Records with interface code
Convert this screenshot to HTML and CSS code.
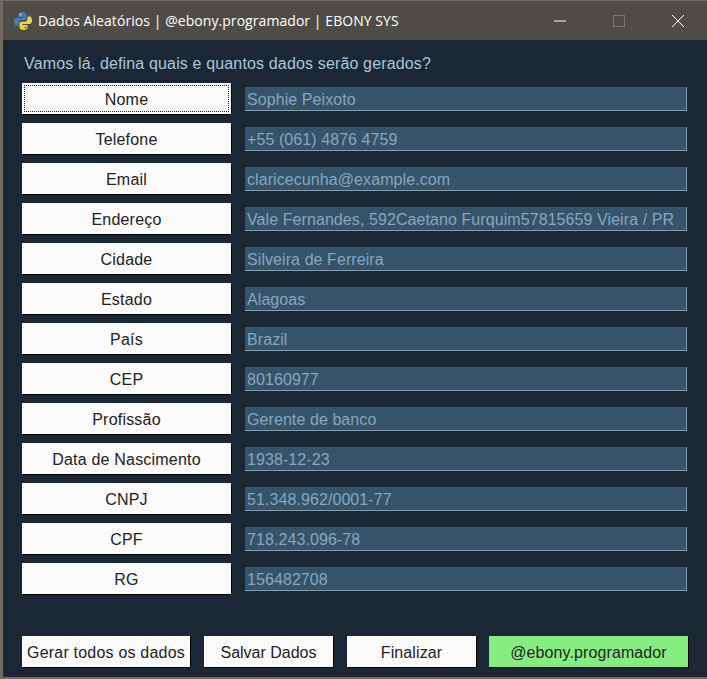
FILE: index.html
```html
<!doctype html>
<html>
<head>
  <title>Dados Aleatórios</title>
  <meta charset="utf-8">
  <link rel="stylesheet" href="styles.css">
</head>
<body>
  <div class="window">
    <div class="titlebar">
      <svg class="logo" width="20" height="20" viewBox="0 0 20 20">
        <path fill="#3f7fb5" d="M9.500 1C6.500 1 5.500 2.200 5.500 4v2h5v1H3.500C1.800 7 1 8.500 1 10.500s.8 4 2.500 4H5.500v-2.500c0-1.500 1.200-2.700 2.700-2.700h3.300c1.200 0 2-.9 2-2V4c0-1.800-1.500-3-4-3z"/>
        <path fill="#f4cf4a" d="M10.500 19c3 0 4-1.200 4-3v-2h-5v-1h7c1.700 0 2.500-1.500 2.500-3.500s-.8-4-2.500-4h-2v2.500c0 1.500-1.200 2.700-2.700 2.700H8.500c-1.200 0-2 .9-2 2V16c0 1.800 1.500 3 4 3z"/>
        <circle cx="7.500" cy="3.500" r=".9" fill="#dfe8ee"/>
        <circle cx="12.500" cy="16.500" r=".9" fill="#6b5a20"/>
      </svg>
      <span class="title">Dados Aleatórios | @ebony.programador | EBONY SYS</span>
      <div class="controls">
        <svg width="14" height="14" viewBox="0 0 14 14"><path d="M1 7h12" stroke="#fff" fill="none"/></svg>
        <svg width="14" height="14" viewBox="0 0 14 14"><rect x="1.500" y="1.500" width="11" height="11" stroke="#77736e" fill="none"/></svg>
        <svg width="14" height="14" viewBox="0 0 14 14"><path d="M1 1l12 12M13 1L1 13" stroke="#fff" fill="none"/></svg>
      </div>
    </div>
    <div class="content">
      <p class="lead">Vamos lá, defina quais e quantos dados serão gerados?</p>
      <div class="rows">
        <div class="row"><button class="btn focus">Nome</button><div class="field">Sophie Peixoto</div></div>
        <div class="row"><button class="btn">Telefone</button><div class="field">+55 (061) 4876 4759</div></div>
        <div class="row"><button class="btn">Email</button><div class="field">claricecunha@example.com</div></div>
        <div class="row"><button class="btn">Endereço</button><div class="field">Vale Fernandes, 592Caetano Furquim57815659 Vieira / PR</div></div>
        <div class="row"><button class="btn">Cidade</button><div class="field">Silveira de Ferreira</div></div>
        <div class="row"><button class="btn">Estado</button><div class="field">Alagoas</div></div>
        <div class="row"><button class="btn">País</button><div class="field">Brazil</div></div>
        <div class="row"><button class="btn">CEP</button><div class="field">80160977</div></div>
        <div class="row"><button class="btn">Profissão</button><div class="field">Gerente de banco</div></div>
        <div class="row"><button class="btn">Data de Nascimento</button><div class="field">1938-12-23</div></div>
        <div class="row"><button class="btn">CNPJ</button><div class="field">51.348.962/0001-77</div></div>
        <div class="row"><button class="btn">CPF</button><div class="field">718.243.096-78</div></div>
        <div class="row"><button class="btn">RG</button><div class="field">156482708</div></div>
      </div>
      <div class="actions">
        <button class="btn gerar">Gerar todos os dados</button>
        <button class="btn salvar">Salvar Dados</button>
        <button class="btn finalizar">Finalizar</button>
        <button class="btn insta">@ebony.programador</button>
      </div>
    </div>
  </div>
</body>
</html>
```

FILE: styles.css
```css
html, body{
  margin: 0;
  height: 100%;
}
body{
  background-color: #6f6a62;
  font-family: "Liberation Sans", Arial, sans-serif;
  overflow: hidden;
}
.window{
  margin: 1px 0 2px 3px;
  height: 676px;
  display: flex;
  flex-direction: column;
}
.titlebar{
  height: 39px;
  flex: none;
  background-color: #4f4c48;
  color: #fff;
  display: flex;
  align-items: center;
  padding-left: 10px;
  font-family: "Open Sans", sans-serif;
  font-size: 14px;
  letter-spacing: .06px;
}
.logo{
  margin-right: 5px;
}
.title{
  flex: 1;
}
.controls{
  display: flex;
  gap: 45px;
  margin-right: 22px;
}
.content{
  flex: 1;
  background-color: #1b2735;
  padding: 0 20px 0 19px;
  display: flex;
  flex-direction: column;
}
.lead{
  margin: 15px 0 0 2px;
  height: 28px;
  font-size: 16px;
  line-height: 18px;
  letter-spacing: .15px;
  color: #a9c6dc;
}
.rows{
  display: flex;
  flex-direction: column;
  gap: 9px;
}
.row{
  display: flex;
  align-items: flex-start;
  gap: 14px;
}
.btn{
  height: 31px;
  width: 209px;
  flex: none;
  border: 0;
  padding: 2px 0 0;
  background-color: #fbfafa;
  box-shadow: 1px 1px 0 #000;
  color: #222;
  font-family: "Liberation Sans", Arial, sans-serif;
  font-size: 16px;
  letter-spacing: .2px;
}
.focus{
  outline: 1px dotted #222;
  outline-offset: -3px;
}
.field{
  width: 439px;
  height: 23px;
  margin-top: 4px;
  padding-left: 2px;
  background-color: #35546b;
  border-right: 1px solid #8a9dab;
  border-bottom: 1px solid #8a9dab;
  color: #86a6bc;
  font-size: 16px;
  line-height: 25px;
  letter-spacing: .08px;
  white-space: nowrap;
  overflow: hidden;
}
.actions{
  display: flex;
  margin-top: 42px;
}
.gerar{
  width: 168px;
  margin-right: 14px;
}
.salvar{
  width: 129px;
  margin-right: 14px;
  letter-spacing: 0;
}
.finalizar{
  width: 129px;
  margin-right: 13px;
  letter-spacing: .1px;
}
.insta{
  width: 199px;
  background-color: #86ee80;
  letter-spacing: .1px;
}
```
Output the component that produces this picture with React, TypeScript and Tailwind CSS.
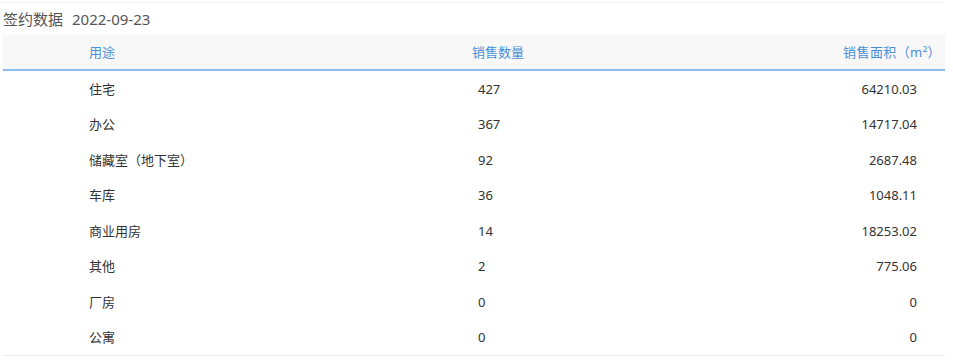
import React from 'react';

const rows = [
  { use: '住宅', count: '427', area: '64210.03' },
  { use: '办公', count: '367', area: '14717.04' },
  { use: '储藏室（地下室）', count: '92', area: '2687.48' },
  { use: '车库', count: '36', area: '1048.11' },
  { use: '商业用房', count: '14', area: '18253.02' },
  { use: '其他', count: '2', area: '775.06' },
  { use: '厂房', count: '0', area: '0' },
  { use: '公寓', count: '0', area: '0' },
];

const App: React.FC = () => {
  return (
    <div className="w-[953px] h-[360px] bg-white overflow-hidden font-['Noto_Sans','Noto_Sans_CJK_SC',sans-serif]">
      <div className="w-[945px] mt-[2px] border-t border-[#f2f2f2]">
        {/* Title */}
        <div className="h-[32px] flex items-center pl-[3px] text-[15px] text-[#555]">
          <span>签约数据</span>
          <span className="ml-[9px]">2022-09-23</span>
        </div>

        {/* Table */}
        <div className="ml-[3px] w-[942px]">
          <div className="h-[36px] bg-[#f8f8f8] flex items-center pt-[2px] text-[13px] text-[#4a8fd8] border-b-2 border-[#8cbcec]">
            <div className="w-[469px] pl-[86px]">用途</div>
            <div className="flex-1">销售数量</div>
            <div className="pr-[4px] tracking-[0.4px]">销售面积（m²）</div>
          </div>
          {rows.map((r) => (
            <div key={r.use} className="h-[35.5px] flex items-center pt-[1px] text-[13px] text-[#333]">
              <div className="w-[475px] pl-[86px]">{r.use}</div>
              <div className="flex-1">{r.count}</div>
              <div className="pr-[28px]">{r.area}</div>
            </div>
          ))}
          <div className="border-t border-[#eeeeee]" />
        </div>
      </div>
    </div>
  );
};

export default App;
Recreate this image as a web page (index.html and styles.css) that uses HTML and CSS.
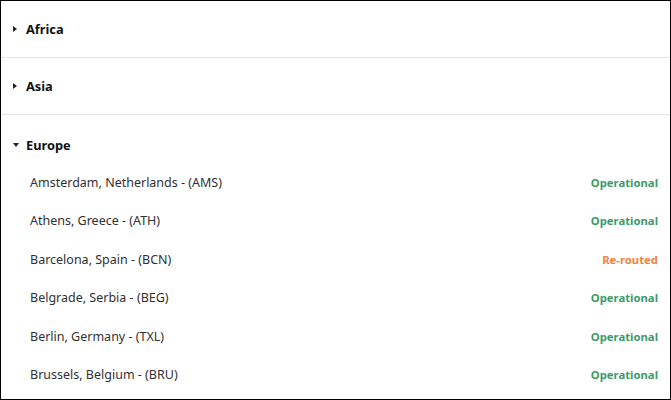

**Directions**
Leave out the pictures and restate everything else word for word.

**Exercise solution**
Convert this screenshot to HTML and CSS code.
FILE: index.html
```html
<!doctype html>
<html>
<head>
  <title>Dados Aleatórios</title>
  <meta charset="utf-8">
  <link rel="stylesheet" href="styles.css">
</head>
<body>
  <div class="window">
    <div class="titlebar">
      <svg class="logo" width="20" height="20" viewBox="0 0 20 20">
        <path fill="#3f7fb5" d="M9.500 1C6.500 1 5.500 2.200 5.500 4v2h5v1H3.500C1.800 7 1 8.500 1 10.500s.8 4 2.500 4H5.500v-2.500c0-1.500 1.200-2.700 2.700-2.700h3.300c1.200 0 2-.9 2-2V4c0-1.800-1.500-3-4-3z"/>
        <path fill="#f4cf4a" d="M10.500 19c3 0 4-1.200 4-3v-2h-5v-1h7c1.700 0 2.500-1.500 2.500-3.500s-.8-4-2.500-4h-2v2.500c0 1.500-1.200 2.700-2.700 2.700H8.500c-1.200 0-2 .9-2 2V16c0 1.800 1.500 3 4 3z"/>
        <circle cx="7.500" cy="3.500" r=".9" fill="#dfe8ee"/>
        <circle cx="12.500" cy="16.500" r=".9" fill="#6b5a20"/>
      </svg>
      <span class="title">Dados Aleatórios | @ebony.programador | EBONY SYS</span>
      <div class="controls">
        <svg width="14" height="14" viewBox="0 0 14 14"><path d="M1 7h12" stroke="#fff" fill="none"/></svg>
        <svg width="14" height="14" viewBox="0 0 14 14"><rect x="1.500" y="1.500" width="11" height="11" stroke="#77736e" fill="none"/></svg>
        <svg width="14" height="14" viewBox="0 0 14 14"><path d="M1 1l12 12M13 1L1 13" stroke="#fff" fill="none"/></svg>
      </div>
    </div>
    <div class="content">
      <p class="lead">Vamos lá, defina quais e quantos dados serão gerados?</p>
      <div class="rows">
        <div class="row"><button class="btn focus">Nome</button><div class="field">Sophie Peixoto</div></div>
        <div class="row"><button class="btn">Telefone</button><div class="field">+55 (061) 4876 4759</div></div>
        <div class="row"><button class="btn">Email</button><div class="field">claricecunha@example.com</div></div>
        <div class="row"><button class="btn">Endereço</button><div class="field">Vale Fernandes, 592Caetano Furquim57815659 Vieira / PR</div></div>
        <div class="row"><button class="btn">Cidade</button><div class="field">Silveira de Ferreira</div></div>
        <div class="row"><button class="btn">Estado</button><div class="field">Alagoas</div></div>
        <div class="row"><button class="btn">País</button><div class="field">Brazil</div></div>
        <div class="row"><button class="btn">CEP</button><div class="field">80160977</div></div>
        <div class="row"><button class="btn">Profissão</button><div class="field">Gerente de banco</div></div>
        <div class="row"><button class="btn">Data de Nascimento</button><div class="field">1938-12-23</div></div>
        <div class="row"><button class="btn">CNPJ</button><div class="field">51.348.962/0001-77</div></div>
        <div class="row"><button class="btn">CPF</button><div class="field">718.243.096-78</div></div>
        <div class="row"><button class="btn">RG</button><div class="field">156482708</div></div>
      </div>
      <div class="actions">
        <button class="btn gerar">Gerar todos os dados</button>
        <button class="btn salvar">Salvar Dados</button>
        <button class="btn finalizar">Finalizar</button>
        <button class="btn insta">@ebony.programador</button>
      </div>
    </div>
  </div>
</body>
</html>
```

FILE: styles.css
```css
html, body{
  margin: 0;
  height: 100%;
}
body{
  background-color: #6f6a62;
  font-family: "Liberation Sans", Arial, sans-serif;
  overflow: hidden;
}
.window{
  margin: 1px 0 2px 3px;
  height: 676px;
  display: flex;
  flex-direction: column;
}
.titlebar{
  height: 39px;
  flex: none;
  background-color: #4f4c48;
  color: #fff;
  display: flex;
  align-items: center;
  padding-left: 10px;
  font-family: "Open Sans", sans-serif;
  font-size: 14px;
  letter-spacing: .06px;
}
.logo{
  margin-right: 5px;
}
.title{
  flex: 1;
}
.controls{
  display: flex;
  gap: 45px;
  margin-right: 22px;
}
.content{
  flex: 1;
  background-color: #1b2735;
  padding: 0 20px 0 19px;
  display: flex;
  flex-direction: column;
}
.lead{
  margin: 15px 0 0 2px;
  height: 28px;
  font-size: 16px;
  line-height: 18px;
  letter-spacing: .15px;
  color: #a9c6dc;
}
.rows{
  display: flex;
  flex-direction: column;
  gap: 9px;
}
.row{
  display: flex;
  align-items: flex-start;
  gap: 14px;
}
.btn{
  height: 31px;
  width: 209px;
  flex: none;
  border: 0;
  padding: 2px 0 0;
  background-color: #fbfafa;
  box-shadow: 1px 1px 0 #000;
  color: #222;
  font-family: "Liberation Sans", Arial, sans-serif;
  font-size: 16px;
  letter-spacing: .2px;
}
.focus{
  outline: 1px dotted #222;
  outline-offset: -3px;
}
.field{
  width: 439px;
  height: 23px;
  margin-top: 4px;
  padding-left: 2px;
  background-color: #35546b;
  border-right: 1px solid #8a9dab;
  border-bottom: 1px solid #8a9dab;
  color: #86a6bc;
  font-size: 16px;
  line-height: 25px;
  letter-spacing: .08px;
  white-space: nowrap;
  overflow: hidden;
}
.actions{
  display: flex;
  margin-top: 42px;
}
.gerar{
  width: 168px;
  margin-right: 14px;
}
.salvar{
  width: 129px;
  margin-right: 14px;
  letter-spacing: 0;
}
.finalizar{
  width: 129px;
  margin-right: 13px;
  letter-spacing: .1px;
}
.insta{
  width: 199px;
  background-color: #86ee80;
  letter-spacing: .1px;
}
```
Output the component that produces this picture with React, TypeScript and Tailwind CSS.
import React from 'react';

const rows = [
  { use: '住宅', count: '427', area: '64210.03' },
  { use: '办公', count: '367', area: '14717.04' },
  { use: '储藏室（地下室）', count: '92', area: '2687.48' },
  { use: '车库', count: '36', area: '1048.11' },
  { use: '商业用房', count: '14', area: '18253.02' },
  { use: '其他', count: '2', area: '775.06' },
  { use: '厂房', count: '0', area: '0' },
  { use: '公寓', count: '0', area: '0' },
];

const App: React.FC = () => {
  return (
    <div className="w-[953px] h-[360px] bg-white overflow-hidden font-['Noto_Sans','Noto_Sans_CJK_SC',sans-serif]">
      <div className="w-[945px] mt-[2px] border-t border-[#f2f2f2]">
        {/* Title */}
        <div className="h-[32px] flex items-center pl-[3px] text-[15px] text-[#555]">
          <span>签约数据</span>
          <span className="ml-[9px]">2022-09-23</span>
        </div>

        {/* Table */}
        <div className="ml-[3px] w-[942px]">
          <div className="h-[36px] bg-[#f8f8f8] flex items-center pt-[2px] text-[13px] text-[#4a8fd8] border-b-2 border-[#8cbcec]">
            <div className="w-[469px] pl-[86px]">用途</div>
            <div className="flex-1">销售数量</div>
            <div className="pr-[4px] tracking-[0.4px]">销售面积（m²）</div>
          </div>
          {rows.map((r) => (
            <div key={r.use} className="h-[35.5px] flex items-center pt-[1px] text-[13px] text-[#333]">
              <div className="w-[475px] pl-[86px]">{r.use}</div>
              <div className="flex-1">{r.count}</div>
              <div className="pr-[28px]">{r.area}</div>
            </div>
          ))}
          <div className="border-t border-[#eeeeee]" />
        </div>
      </div>
    </div>
  );
};

export default App;
Recreate this image as a web page (index.html and styles.css) that uses HTML and CSS.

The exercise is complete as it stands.